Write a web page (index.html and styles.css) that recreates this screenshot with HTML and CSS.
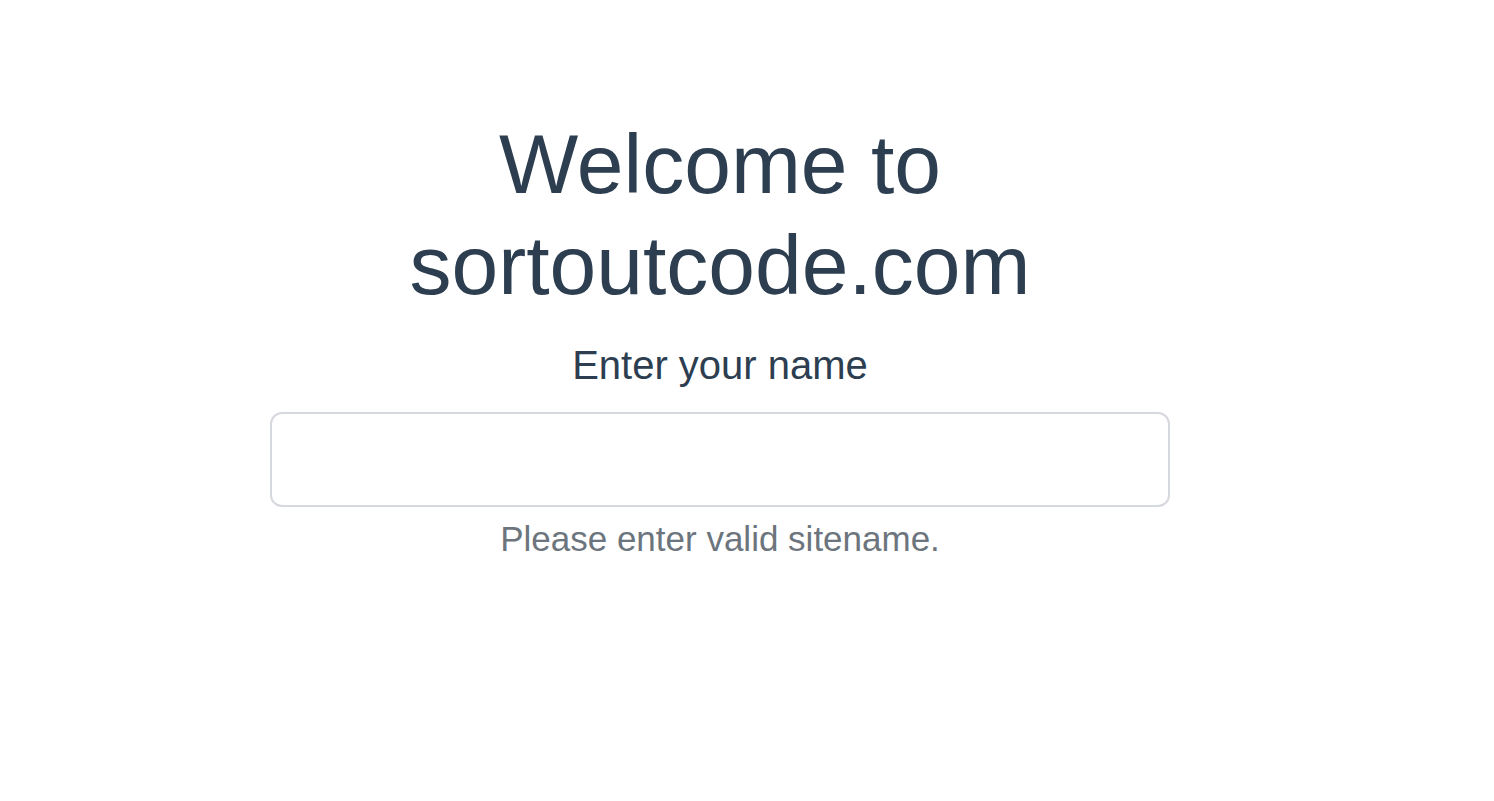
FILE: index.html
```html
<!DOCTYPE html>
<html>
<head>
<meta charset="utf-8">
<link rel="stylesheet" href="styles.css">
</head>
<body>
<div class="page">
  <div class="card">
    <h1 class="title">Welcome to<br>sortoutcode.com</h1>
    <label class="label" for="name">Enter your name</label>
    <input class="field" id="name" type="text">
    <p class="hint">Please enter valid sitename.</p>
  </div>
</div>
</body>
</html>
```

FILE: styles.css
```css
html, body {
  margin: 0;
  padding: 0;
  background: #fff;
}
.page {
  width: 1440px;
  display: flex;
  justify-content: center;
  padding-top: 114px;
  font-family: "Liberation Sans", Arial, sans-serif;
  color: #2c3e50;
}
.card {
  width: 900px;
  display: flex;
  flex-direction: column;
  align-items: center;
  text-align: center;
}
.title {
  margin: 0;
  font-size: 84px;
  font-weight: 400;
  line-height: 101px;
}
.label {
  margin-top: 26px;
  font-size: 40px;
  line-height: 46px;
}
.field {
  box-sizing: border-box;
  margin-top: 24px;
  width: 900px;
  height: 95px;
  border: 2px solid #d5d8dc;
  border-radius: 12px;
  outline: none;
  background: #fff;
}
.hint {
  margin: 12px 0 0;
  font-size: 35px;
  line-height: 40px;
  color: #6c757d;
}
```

= = =

__Directions__:
Scan the material above. Extract every line in which the word "index" occurs.

__Response to this task__:
Write a web page (index.html and styles.css) that recreates this screenshot with HTML and CSS.
FILE: index.html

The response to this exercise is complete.